After the foam had attained full rise, it was left to stand in the fume hood for 5 minutes before it was placed in a forced air oven at 80 °C to further accelerate the curing process. The foams produced were then left to fully cure for another 24 hours prior to evaluation.
The weight of each individual foam block was measured. The foam block was then sliced into two pieces (in the longitudinal direction) and the maximum foam block height was measured. The core density of the foam (taken from the top and middle section) produced under the different set conditions were measured. The starting point in time for measuring the foam reactivity (full rise time) was the moment at which the di-isocyanate solution was added. Table 1 Foams prepared in different atmospheres
* of the middle section of the foam
From the physical measurements of the foam blocks obtained, it can be seen that a 7 to 15% higher foam block height (over the reference Experiment 1) was obtained when the surrounding humidity and temperature
were high (relative humidity of 100%, temperature around 55 °C) .

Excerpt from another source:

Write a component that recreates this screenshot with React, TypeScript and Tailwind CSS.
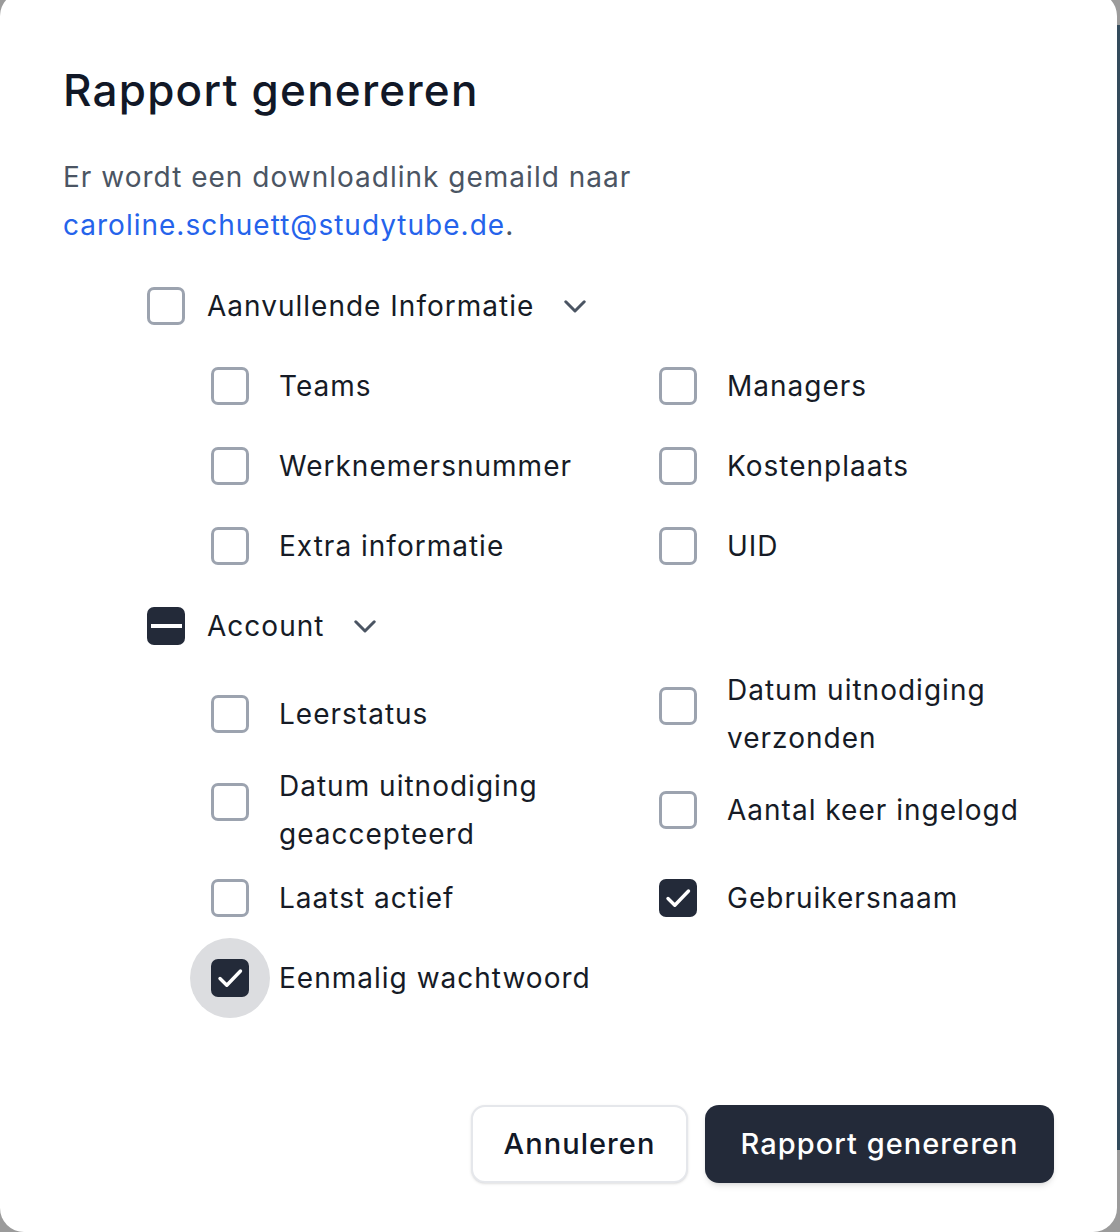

As can be seen from table 1, when the foam expansion took place in an atmosphere saturated with water already a significant increase in foam block height (and hence reduction of thickness of surface skin) was achieved relative to normal foam expansion in air. Further improvements were achieved when additionally using carbon dioxide and a volatile acid (acetic acid) . The combination of steam from a dilute acetic acid solution together with carbon dioxide gas, however, generated the most significant increase in foam block height obtained, thus indicating that a thinner skin was formed, while the density of the middle section of the foam remained essentially the same.